[Front-end source files]
»»
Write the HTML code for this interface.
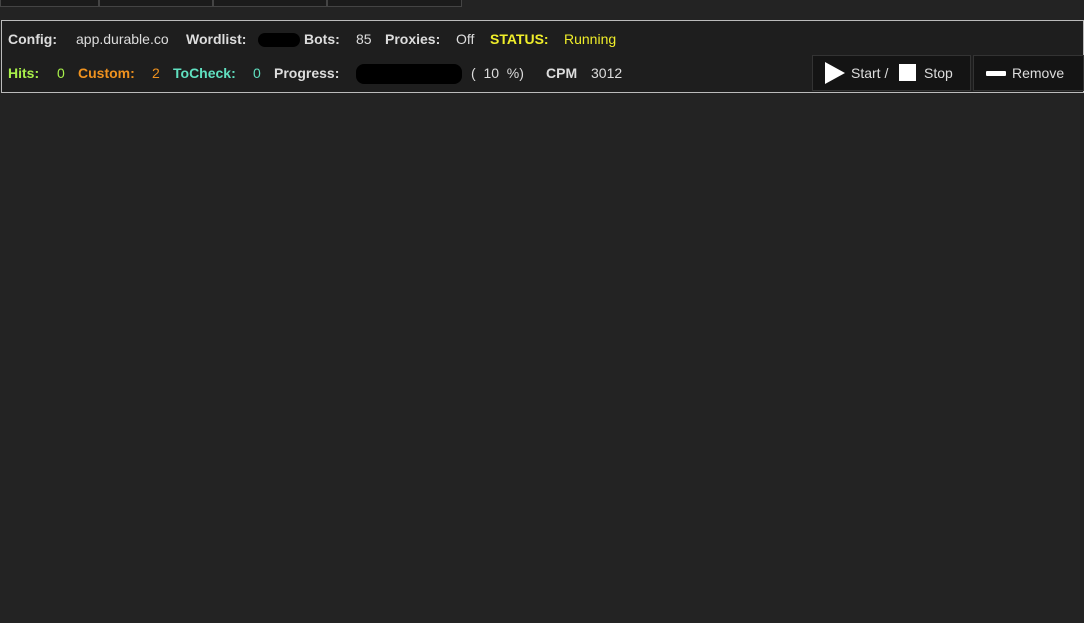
<!DOCTYPE html>
<html><head><style>
body{margin:0;width:1084px;height:623px;background:#232323;position:relative;overflow:hidden;font-family:"Liberation Sans",sans-serif;font-size:14px;color:#ddd}
.t{position:absolute;top:0;height:6px;background:#1b1b1b;border:1px solid #444;border-top:none}
.p{position:absolute;left:1px;top:20px;width:1081px;height:71px;border:1px solid #bbb;background:#1e1e1e}
.s{position:absolute;white-space:nowrap;line-height:16px}
b{font-weight:bold}
.blob{position:absolute;background:#000;border-radius:8px}
.btn{position:absolute;top:34px;height:34px;background:#141414;border:1px solid #333;color:#ddd}
</style></head><body>
<div class="t" style="left:0;width:97px"></div>
<div class="t" style="left:99px;width:112px"></div>
<div class="t" style="left:213px;width:112px"></div>
<div class="t" style="left:327px;width:133px"></div>
<div class="p">
<div class="s" style="left:6px;top:10px"><b>Config:</b></div>
<div class="s" style="left:74px;top:10px">app.durable.co</div>
<div class="s" style="left:184px;top:10px"><b>Wordlist:</b></div>
<div class="blob" style="left:256px;top:12px;width:42px;height:14px"></div>
<div class="s" style="left:302px;top:10px"><b>Bots:</b></div>
<div class="s" style="left:354px;top:10px">85</div>
<div class="s" style="left:383px;top:10px"><b>Proxies:</b></div>
<div class="s" style="left:454px;top:10px">Off</div>
<div class="s" style="left:488px;top:10px;color:#f0ee2a"><b>STATUS:</b></div>
<div class="s" style="left:562px;top:10px;color:#f0ee2a">Running</div>
<div class="s" style="left:6px;top:44px;color:#a8f04a"><b>Hits:</b></div>
<div class="s" style="left:55px;top:44px;color:#a8f04a">0</div>
<div class="s" style="left:76px;top:44px;color:#f0921e"><b>Custom:</b></div>
<div class="s" style="left:150px;top:44px;color:#f0921e">2</div>
<div class="s" style="left:171px;top:44px;color:#60e0c0"><b>ToCheck:</b></div>
<div class="s" style="left:251px;top:44px;color:#60e0c0">0</div>
<div class="s" style="left:272px;top:44px"><b>Progress:</b></div>
<div class="blob" style="left:354px;top:43px;width:106px;height:20px"></div>
<div class="s" style="left:469px;top:44px">(&nbsp; 10 &nbsp;%)</div>
<div class="s" style="left:544px;top:44px"><b>CPM</b></div>
<div class="s" style="left:589px;top:44px">3012</div>
<div class="btn" style="left:810px;width:157px">
<svg style="position:absolute;left:12px;top:6px" width="20" height="22"><polygon points="0,0 20,11 0,22" fill="#fff"/></svg>
<span class="s" style="left:38px;top:9px">Start /</span>
<div style="position:absolute;left:86px;top:8px;width:17px;height:17px;background:#fff"></div>
<span class="s" style="left:111px;top:9px">Stop</span>
</div>
<div class="btn" style="left:971px;width:109px">
<div style="position:absolute;left:12px;top:15px;width:20px;height:5px;background:#fff;border-radius:1px"></div>
<span class="s" style="left:38px;top:9px">Remove</span>
</div>
</div>
</body></html>
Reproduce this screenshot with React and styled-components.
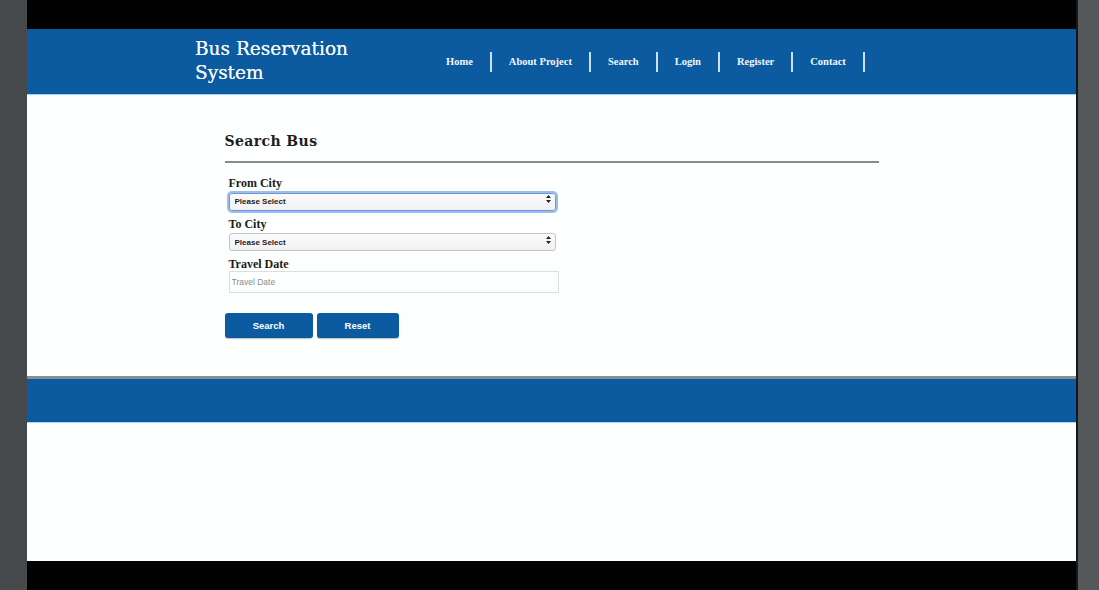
import React from 'react'
import styled, { createGlobalStyle } from 'styled-components'

const GlobalStyle = createGlobalStyle`
  html, body { margin: 0; padding: 0; background: #000; }
  * { box-sizing: border-box; }
`

const Frame = styled.div`
  display: flex;
  width: 1099px;
  height: 590px;
  overflow: hidden;
`

const SideStrip = styled.div`
  flex: 0 0 ${p => p.$w}px;
  background: ${p => p.$right ? '#54585a' : '#46494b'};
  border-left: ${p => p.$right ? '2px solid #161818' : 'none'};
`

const Screen = styled.div`
  flex: 1;
  display: flex;
  flex-direction: column;
  background: #fcfffd;
`

const BlackBar = styled.div`
  flex: 0 0 ${p => p.$h}px;
  background: #020202;
`

const Header = styled.header`
  flex: 0 0 66px;
  background: #0c5aa0;
  border-bottom: 1px solid #9fd0f5;
  display: flex;
  justify-content: center;
`

const HeaderInner = styled.div`
  width: 713px;
  display: flex;
  align-items: center;
`

const Brand = styled.div`
  flex: 0 0 251px;
  color: #f4f8fc;
  font-family: 'DejaVu Serif', Georgia, serif;
  font-size: 18.5px;
  line-height: 24px;
  padding-bottom: 2px;
  text-shadow: 0 0 0.4px #f4f8fc;
`

const Nav = styled.nav`
  display: flex;
  align-items: center;
`

const NavLink = styled.a`
  color: #f2f6fb;
  font-family: 'Liberation Serif', Georgia, serif;
  font-weight: bold;
  font-size: 10.5px;
  line-height: 20px;
  padding: 0 17px 0 ${p => p.$first ? 0 : 17}px;
  border-right: 2px solid #c8e2fa;
  text-decoration: none;
  white-space: nowrap;
`

const Main = styled.main`
  flex: 0 0 281px;
  display: flex;
  justify-content: center;
`

const Content = styled.div`
  width: 654px;
  padding-top: 36px;
`

const Title = styled.h2`
  margin: 0;
  font-family: 'DejaVu Serif', Georgia, serif;
  font-size: 14px;
  font-weight: bold;
  letter-spacing: 0.4px;
  color: #1e1e1e;
  line-height: 20px;
`

const Rule = styled.hr`
  margin: 10px 0 14px;
  border: none;
  border-top: 2px solid #8a8a8a;
`

const Field = styled.div`
  padding-left: 4px;
  margin-bottom: 7px;
`

const Label = styled.label`
  display: block;
  font-family: 'Liberation Serif', 'Times New Roman', serif;
  font-weight: bold;
  font-size: 12px;
  line-height: 13px;
  color: #1b1b1b;
`

const SelectWrap = styled.div`
  position: relative;
  width: 327px;
`

const Select = styled.select`
  appearance: none;
  width: 100%;
  height: 18px;
  padding: 0 5px;
  border-radius: 3px;
  border: 1px solid ${p => p.$focus ? '#6c98d8' : '#c4c4c4'};
  box-shadow: ${p => p.$focus ? '0 0 0 2px #9cbdf0' : 'none'};
  background: linear-gradient(#fbfbfb, #f1f1f1);
  font-family: 'Liberation Sans', Arial, sans-serif;
  font-weight: bold;
  font-size: 8px;
  color: #222;
  outline: none;
`

const Arrows = styled.svg`
  position: absolute;
  right: 5px;
  top: 5px;
  pointer-events: none;
`

const TextInput = styled.input`
  width: 330px;
  height: 22px;
  padding: 0 2px;
  border: 1px solid #dedede;
  background: #fcfffd;
  font-family: 'Liberation Sans', Arial, sans-serif;
  font-size: 8.5px;
  color: #222;
  outline: none;
  &::placeholder { color: #8e8e8e; }
`

const Buttons = styled.div`
  display: flex;
  gap: 4px;
  margin-top: 20px;
`

const Button = styled.button`
  width: ${p => p.$w}px;
  height: 25px;
  border: none;
  border-radius: 3px;
  background: #0c5aa0;
  box-shadow: 0 1px 1px rgba(0,0,0,0.25);
  color: #fff;
  font-family: 'Liberation Sans', Arial, sans-serif;
  font-weight: bold;
  font-size: 9.5px;
  cursor: pointer;
`

const Footer = styled.footer`
  flex: 0 0 47px;
  background: #0c5aa0;
  border-top: 3px solid #8a8e93;
  border-bottom: 1px solid #a9d6f7;
`

const Blank = styled.div`
  flex: 1;
  background: #fcfffd;
`

function CitySelect({ focus }) {
  return (
    <SelectWrap>
      <Select $focus={focus} defaultValue="">
        <option value="">Please Select</option>
      </Select>
      <Arrows width="5" height="8" viewBox="0 0 5 8">
        <path d="M2.5 0 L5 3 L0 3 Z M2.5 8 L5 5 L0 5 Z" fill="#222" />
      </Arrows>
    </SelectWrap>
  )
}

const links = ['Home', 'About Project', 'Search', 'Login', 'Register', 'Contact']

export default function App() {
  return (
    <Frame>
      <GlobalStyle />
      <SideStrip $w={27} />
      <Screen>
        <BlackBar $h={29} />
        <Header>
          <HeaderInner>
            <Brand>Bus Reservation<br />System</Brand>
            <Nav>
              {links.map((l, i) => (
                <NavLink key={l} href="#" $first={i === 0}>{l}</NavLink>
              ))}
            </Nav>
          </HeaderInner>
        </Header>
        <Main>
          <Content>
            <Title>Search Bus</Title>
            <Rule />
            <Field>
              <Label>From City</Label>
              <CitySelect focus />
            </Field>
            <Field>
              <Label>To City</Label>
              <CitySelect />
            </Field>
            <Field>
              <Label>Travel Date</Label>
              <TextInput placeholder="Travel Date" />
            </Field>
            <Buttons>
              <Button $w={88}>Search</Button>
              <Button $w={82}>Reset</Button>
            </Buttons>
          </Content>
        </Main>
        <Footer />
        <Blank />
        <BlackBar $h={29} />
      </Screen>
      <SideStrip $w={23} $right />
    </Frame>
  )
}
««
### EXERCISE TASK
Show the lines that mention the word "components".

### FULL OUTPUT
Reproduce this screenshot with React and styled-components.
import styled, { createGlobalStyle } from 'styled-components'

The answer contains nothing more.